Донесения о встрече Оппенгеймера и Тэтлок, известного члена Коммунистической партии, дошли до Вашингтона, и вскоре на Роберта пало подозрение в передаче атомных секретов советской разведке. 27 августа 1943 года в записке ФБР, обосновывающей прослушивание телефона Тэтлок, ФБР высказало допущение, что Оппенгеймер «может использовать ее как посредницу или воспользоваться ее телефоном для важных звонков, затрагивающих аппарат Коминтерна…».
Первого сентября 1943 года глава ФБР Дж. Эдгар Гувер написал генеральному прокурору: в связи с проводимым Бюро расследованием шпионажа со стороны агентов советского Коминтерна «установлено, что Джин Тэтлок… стала тайной любовницей обладателя критически важных секретных сведений, связанных с военными нуждами нашей страны». Гувер уверял, что Тэтлок «находится в контакте с сотрудниками аппарата Коминтерна в районе Сан-Франциско и, по имеющимся данным, не только в состоянии получить секретную информацию от человека, с которым связана интимными отношениями, но и в состоянии передавать эту информацию агентам разведки, сотрудникам аппарата». Гувер рекомендовал начать прослушивание телефонных разговоров Тэтлок «с целью установления личности агентов разведки в составе аппарата Коминтерна». Прослушивающие устройства были установлены тем же летом либо военными, либо ФБР.

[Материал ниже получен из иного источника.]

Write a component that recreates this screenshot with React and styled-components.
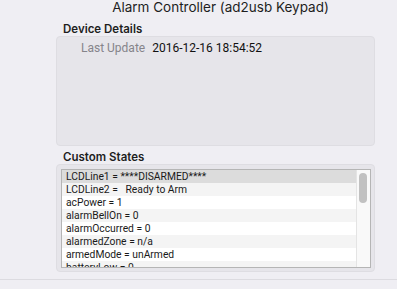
import React from "react"
import styled, { createGlobalStyle } from "styled-components"

const Global = createGlobalStyle`
  html, body { margin: 0; padding: 0; }
  body {
    background: #efeef3;
    font-family: Inter, "Noto Sans", sans-serif;
    color: #1e1e1e;
  }
`

const Window = styled.div`
  width: 397px;
  height: 289px;
  display: flex;
  flex-direction: column;
  overflow: hidden;
`

const Title = styled.div`
  height: 19px;
  padding-left: 44px;
  text-align: center;
  font-size: 13.5px;
  line-height: 16px;
  margin-top: -1px;
`

const Body = styled.div`
  padding: 0 22px 0 56px;
  display: flex;
  flex-direction: column;
`

const SectionLabel = styled.div`
  font-weight: 600;
  font-size: 11.5px;
  line-height: 14px;
  padding: 4px 0 0 7px;
  height: 18px;
  box-sizing: border-box;
`

const DetailsBox = styled.div`
  height: 110px;
  background: #e6e5ea;
  border: 1px solid #dedde2;
  border-radius: 4px;
  box-sizing: border-box;
  padding: 4px 0 0 24px;
`

const Field = styled.div`
  display: flex;
  align-items: baseline;
  gap: 7px;
  line-height: 14px;
  font-family: Roboto, sans-serif;
`

const FieldName = styled.span`
  color: #85848a;
  font-size: 12px;
`

const FieldValue = styled.span`
  color: #111;
  font-size: 12px;
`

const StatesBox = styled.div`
  height: 108px;
  background: #e6e5ea;
  border: 1px solid #dedde2;
  border-radius: 4px;
  box-sizing: border-box;
  padding: 4px 3px 3px 4px;
`

const List = styled.div`
  height: 100%;
  border: 1px solid #b5b5b5;
  box-sizing: border-box;
  display: flex;
  background: #fff;
  overflow: hidden;
`

const Rows = styled.div`
  flex: 1;
  display: flex;
  flex-direction: column;
`

const Row = styled.div`
  height: 13px;
  flex: none;
  padding-left: 4px;
  font-family: Roboto, sans-serif;
  font-size: 10.3px;
  line-height: 13px;
  white-space: pre;
  color: #1a1a1a;
  background: ${p => (p.$selected ? "#dcdcdc" : p.$alt ? "#f4f4f4" : "#ffffff")};
`

const ScrollTrack = styled.div`
  width: 14px;
  flex: none;
  background: #f9f9f9;
  border-left: 1px solid #e4e4e4;
  box-sizing: border-box;
  padding: 3px 0 0 2px;
`

const Thumb = styled.div`
  width: 8px;
  height: 30px;
  border-radius: 4px;
  background: #c1c1c1;
`

const Footer = styled.div`
  margin-top: auto;
  height: 9px;
  border-top: 1px solid #dcdbe0;
`

const states = [
  "LCDLine1 = ****DISARMED****",
  "LCDLine2 =   Ready to Arm",
  "acPower = 1",
  "alarmBellOn = 0",
  "alarmOccurred = 0",
  "alarmedZone = n/a",
  "armedMode = unArmed",
  "batteryLow = 0",
]

export default function App() {
  return (
    <Window>
      <Global />
      <Title>Alarm Controller (ad2usb Keypad)</Title>
      <Body>
        <SectionLabel>Device Details</SectionLabel>
        <DetailsBox>
          <Field>
            <FieldName>Last Update</FieldName>
            <FieldValue>2016-12-16 18:54:52</FieldValue>
          </Field>
        </DetailsBox>
        <SectionLabel>Custom States</SectionLabel>
        <StatesBox>
          <List>
            <Rows>
              {states.map((s, i) => (
                <Row key={s} $selected={i === 0} $alt={i % 2 === 1}>{s}</Row>
              ))}
            </Rows>
            <ScrollTrack>
              <Thumb />
            </ScrollTrack>
          </List>
        </StatesBox>
      </Body>
      <Footer />
    </Window>
  )
}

Двадцать девятого июня 1943 года, всего через две недели после ночи, проведенной Робертом с Тэтлок, полковник Борис Паш, начальник контрразведки сухопутных войск на Западном побережье США, отправил в Пентагон записку, рекомендуя отказать Оппенгеймеру в секретном допуске и уволить его. Паш писал, что у него есть сведения, говорящие о том, что Оппенгеймер, «возможно, все еще связан с Коммунистической партией». Никаких прямых улик у него не было. Он привел в пример встречу Оппенгеймера с Тэтлок и телефонный звонок ученого Дэвиду Хокинсу, «члену партии, состоявшему в контакте с Бернадетт Дойл и Стивом Нельсоном».
Паш подозревал, что Оппенгеймер, даже если он сам не согласился напрямую поставлять научную информацию партии, «мог предоставлять эту информацию другим лицам, с кем поддерживал контакт, которые, в свою очередь, могли передать» сведения о Манхэттенском проекте Советскому Союзу. Естественно, Паш подозревал, что таким средним звеном служила Тэтлок. Коллеги из ФБР наверняка поставили его в известность, что не позднее августа 1943 года Тэтлок начала активно участвовать в делах Компартии.
В представлении Паша Тэтлок являлась главной подозреваемой в шпионаже, и он надеялся это доказать после установки прослушивающего устройства. А если не получится, то воспользоваться отношениями Оппенгеймера с Тэтлок как оружием против ученого. В конце июня Паш изложил свои мысли на этот счет в длинной пояснительной записке новому заму Гровса по вопросам безопасности, подполковнику Джону Лансдейлу, хитрому тридцатиоднолетнему юристу из Кливленда. Паш советовал Лансдейлу: если не получится выгнать Оппенгеймера сразу, ученого следует вызвать в Вашингтон и на месте припугнуть «Законом о борьбе со шпионской деятельностью» и вытекающими из него последствиями. Ему следовало поставить на вид, что военная разведка осведомлена о его связях с Коммунистической партией и что правительство не потерпит передачи сведений его партийным дружкам. Подобно генералу Гровсу, Паш рассчитывал воспользоваться амбициозностью и гордостью Оппенгеймера для того, чтобы держать его в узде: «По мнению моей службы, — писал Паш, — данное лицо лично заинтересовано в защите своего будущего и своей репутации, а также высокой чести, которой оно удостоится в случае успеха настоящего проекта, а потому постарается всячески сотрудничать с правительством в отношении всего, что позволит ему сохранить руководящую должность».